Data lines start
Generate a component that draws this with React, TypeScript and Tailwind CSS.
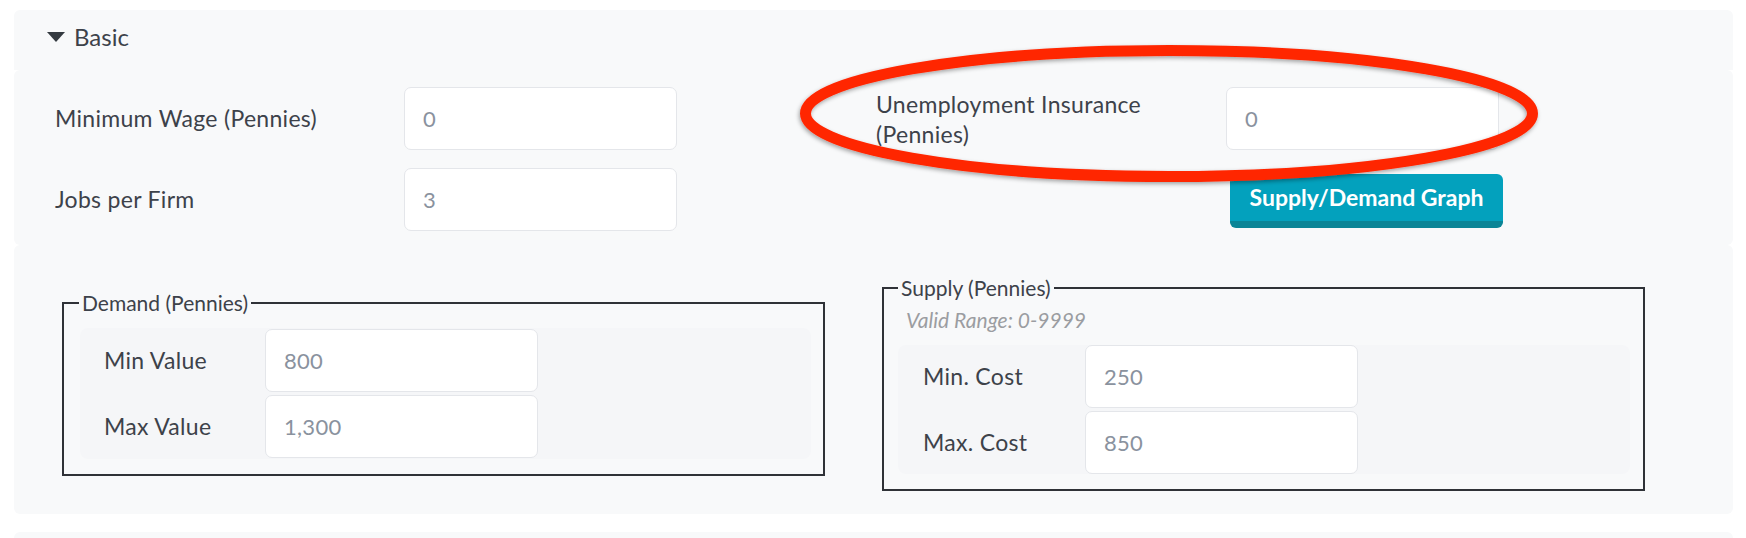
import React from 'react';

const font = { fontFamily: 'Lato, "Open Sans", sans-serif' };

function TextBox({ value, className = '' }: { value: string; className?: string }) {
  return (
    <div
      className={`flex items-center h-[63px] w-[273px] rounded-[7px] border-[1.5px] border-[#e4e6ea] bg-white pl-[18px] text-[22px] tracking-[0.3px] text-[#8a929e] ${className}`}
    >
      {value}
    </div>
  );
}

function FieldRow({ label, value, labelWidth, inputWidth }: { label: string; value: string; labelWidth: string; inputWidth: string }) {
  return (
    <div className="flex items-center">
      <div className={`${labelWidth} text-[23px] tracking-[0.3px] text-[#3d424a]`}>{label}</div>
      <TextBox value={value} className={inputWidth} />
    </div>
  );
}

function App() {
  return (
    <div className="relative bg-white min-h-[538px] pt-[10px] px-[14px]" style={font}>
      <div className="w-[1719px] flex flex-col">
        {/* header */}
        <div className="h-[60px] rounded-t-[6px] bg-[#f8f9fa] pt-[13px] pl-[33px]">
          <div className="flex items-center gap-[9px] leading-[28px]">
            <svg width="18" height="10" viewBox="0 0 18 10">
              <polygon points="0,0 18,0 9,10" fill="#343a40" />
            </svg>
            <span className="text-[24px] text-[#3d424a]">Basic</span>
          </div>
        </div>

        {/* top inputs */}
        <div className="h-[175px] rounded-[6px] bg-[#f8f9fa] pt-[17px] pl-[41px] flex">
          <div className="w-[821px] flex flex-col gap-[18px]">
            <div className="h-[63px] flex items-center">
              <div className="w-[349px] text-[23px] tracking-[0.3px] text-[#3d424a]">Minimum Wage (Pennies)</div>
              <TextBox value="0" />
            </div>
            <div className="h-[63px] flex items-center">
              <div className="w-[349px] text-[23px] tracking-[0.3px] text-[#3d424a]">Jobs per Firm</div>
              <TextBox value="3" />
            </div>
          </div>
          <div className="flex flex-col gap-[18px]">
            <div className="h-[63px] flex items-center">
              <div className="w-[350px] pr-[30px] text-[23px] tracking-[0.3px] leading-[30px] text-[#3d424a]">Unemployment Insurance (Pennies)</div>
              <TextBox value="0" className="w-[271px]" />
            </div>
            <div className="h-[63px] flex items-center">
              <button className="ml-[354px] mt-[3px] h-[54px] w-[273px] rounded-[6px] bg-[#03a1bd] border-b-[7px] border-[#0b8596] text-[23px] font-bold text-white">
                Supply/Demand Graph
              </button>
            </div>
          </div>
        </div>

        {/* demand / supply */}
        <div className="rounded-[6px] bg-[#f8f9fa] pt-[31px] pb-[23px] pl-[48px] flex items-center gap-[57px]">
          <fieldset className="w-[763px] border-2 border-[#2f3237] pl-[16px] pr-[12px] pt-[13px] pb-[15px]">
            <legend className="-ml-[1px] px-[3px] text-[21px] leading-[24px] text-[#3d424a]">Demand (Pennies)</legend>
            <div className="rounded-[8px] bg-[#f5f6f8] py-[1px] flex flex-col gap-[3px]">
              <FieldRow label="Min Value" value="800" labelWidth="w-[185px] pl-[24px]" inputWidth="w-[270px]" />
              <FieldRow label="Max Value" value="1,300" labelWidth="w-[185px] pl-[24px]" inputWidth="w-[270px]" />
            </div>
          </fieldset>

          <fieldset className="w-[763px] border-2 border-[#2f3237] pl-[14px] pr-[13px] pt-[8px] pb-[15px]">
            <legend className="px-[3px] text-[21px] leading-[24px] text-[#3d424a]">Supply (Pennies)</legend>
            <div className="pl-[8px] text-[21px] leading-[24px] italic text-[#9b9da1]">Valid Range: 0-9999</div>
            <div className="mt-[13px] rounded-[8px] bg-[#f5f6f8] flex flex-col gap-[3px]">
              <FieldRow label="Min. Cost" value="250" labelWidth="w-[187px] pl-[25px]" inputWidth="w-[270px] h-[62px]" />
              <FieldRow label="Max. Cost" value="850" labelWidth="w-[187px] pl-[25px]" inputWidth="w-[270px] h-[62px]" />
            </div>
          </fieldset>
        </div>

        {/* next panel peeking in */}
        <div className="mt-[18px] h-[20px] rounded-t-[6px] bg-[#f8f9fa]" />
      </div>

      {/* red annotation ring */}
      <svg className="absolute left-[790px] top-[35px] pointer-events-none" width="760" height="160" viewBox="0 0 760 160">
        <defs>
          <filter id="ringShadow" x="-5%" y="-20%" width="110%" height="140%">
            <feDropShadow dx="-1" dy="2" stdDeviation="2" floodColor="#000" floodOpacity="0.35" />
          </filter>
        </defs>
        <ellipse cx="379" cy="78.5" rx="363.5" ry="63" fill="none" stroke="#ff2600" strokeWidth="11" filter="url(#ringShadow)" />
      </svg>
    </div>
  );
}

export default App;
Data lines end
Do this:
From the data above, write out everything exactly except the pictures.

Solution to the problem:
Generate a component that draws this with React, TypeScript and Tailwind CSS.
import React from 'react';

const font = { fontFamily: 'Lato, "Open Sans", sans-serif' };

function TextBox({ value, className = '' }: { value: string; className?: string }) {
  return (
    <div
      className={`flex items-center h-[63px] w-[273px] rounded-[7px] border-[1.5px] border-[#e4e6ea] bg-white pl-[18px] text-[22px] tracking-[0.3px] text-[#8a929e] ${className}`}
    >
      {value}
    </div>
  );
}

function FieldRow({ label, value, labelWidth, inputWidth }: { label: string; value: string; labelWidth: string; inputWidth: string }) {
  return (
    <div className="flex items-center">
      <div className={`${labelWidth} text-[23px] tracking-[0.3px] text-[#3d424a]`}>{label}</div>
      <TextBox value={value} className={inputWidth} />
    </div>
  );
}

function App() {
  return (
    <div className="relative bg-white min-h-[538px] pt-[10px] px-[14px]" style={font}>
      <div className="w-[1719px] flex flex-col">
        {/* header */}
        <div className="h-[60px] rounded-t-[6px] bg-[#f8f9fa] pt-[13px] pl-[33px]">
          <div className="flex items-center gap-[9px] leading-[28px]">
            <svg width="18" height="10" viewBox="0 0 18 10">
              <polygon points="0,0 18,0 9,10" fill="#343a40" />
            </svg>
            <span className="text-[24px] text-[#3d424a]">Basic</span>
          </div>
        </div>

        {/* top inputs */}
        <div className="h-[175px] rounded-[6px] bg-[#f8f9fa] pt-[17px] pl-[41px] flex">
          <div className="w-[821px] flex flex-col gap-[18px]">
            <div className="h-[63px] flex items-center">
              <div className="w-[349px] text-[23px] tracking-[0.3px] text-[#3d424a]">Minimum Wage (Pennies)</div>
              <TextBox value="0" />
            </div>
            <div className="h-[63px] flex items-center">
              <div className="w-[349px] text-[23px] tracking-[0.3px] text-[#3d424a]">Jobs per Firm</div>
              <TextBox value="3" />
            </div>
          </div>
          <div className="flex flex-col gap-[18px]">
            <div className="h-[63px] flex items-center">
              <div className="w-[350px] pr-[30px] text-[23px] tracking-[0.3px] leading-[30px] text-[#3d424a]">Unemployment Insurance (Pennies)</div>
              <TextBox value="0" className="w-[271px]" />
            </div>
            <div className="h-[63px] flex items-center">
              <button className="ml-[354px] mt-[3px] h-[54px] w-[273px] rounded-[6px] bg-[#03a1bd] border-b-[7px] border-[#0b8596] text-[23px] font-bold text-white">
                Supply/Demand Graph
              </button>
            </div>
          </div>
        </div>

        {/* demand / supply */}
        <div className="rounded-[6px] bg-[#f8f9fa] pt-[31px] pb-[23px] pl-[48px] flex items-center gap-[57px]">
          <fieldset className="w-[763px] border-2 border-[#2f3237] pl-[16px] pr-[12px] pt-[13px] pb-[15px]">
            <legend className="-ml-[1px] px-[3px] text-[21px] leading-[24px] text-[#3d424a]">Demand (Pennies)</legend>
            <div className="rounded-[8px] bg-[#f5f6f8] py-[1px] flex flex-col gap-[3px]">
              <FieldRow label="Min Value" value="800" labelWidth="w-[185px] pl-[24px]" inputWidth="w-[270px]" />
              <FieldRow label="Max Value" value="1,300" labelWidth="w-[185px] pl-[24px]" inputWidth="w-[270px]" />
            </div>
          </fieldset>

          <fieldset className="w-[763px] border-2 border-[#2f3237] pl-[14px] pr-[13px] pt-[8px] pb-[15px]">
            <legend className="px-[3px] text-[21px] leading-[24px] text-[#3d424a]">Supply (Pennies)</legend>
            <div className="pl-[8px] text-[21px] leading-[24px] italic text-[#9b9da1]">Valid Range: 0-9999</div>
            <div className="mt-[13px] rounded-[8px] bg-[#f5f6f8] flex flex-col gap-[3px]">
              <FieldRow label="Min. Cost" value="250" labelWidth="w-[187px] pl-[25px]" inputWidth="w-[270px] h-[62px]" />
              <FieldRow label="Max. Cost" value="850" labelWidth="w-[187px] pl-[25px]" inputWidth="w-[270px] h-[62px]" />
            </div>
          </fieldset>
        </div>

        {/* next panel peeking in */}
        <div className="mt-[18px] h-[20px] rounded-t-[6px] bg-[#f8f9fa]" />
      </div>

      {/* red annotation ring */}
      <svg className="absolute left-[790px] top-[35px] pointer-events-none" width="760" height="160" viewBox="0 0 760 160">
        <defs>
          <filter id="ringShadow" x="-5%" y="-20%" width="110%" height="140%">
            <feDropShadow dx="-1" dy="2" stdDeviation="2" floodColor="#000" floodOpacity="0.35" />
          </filter>
        </defs>
        <ellipse cx="379" cy="78.5" rx="363.5" ry="63" fill="none" stroke="#ff2600" strokeWidth="11" filter="url(#ringShadow)" />
      </svg>
    </div>
  );
}

export default App;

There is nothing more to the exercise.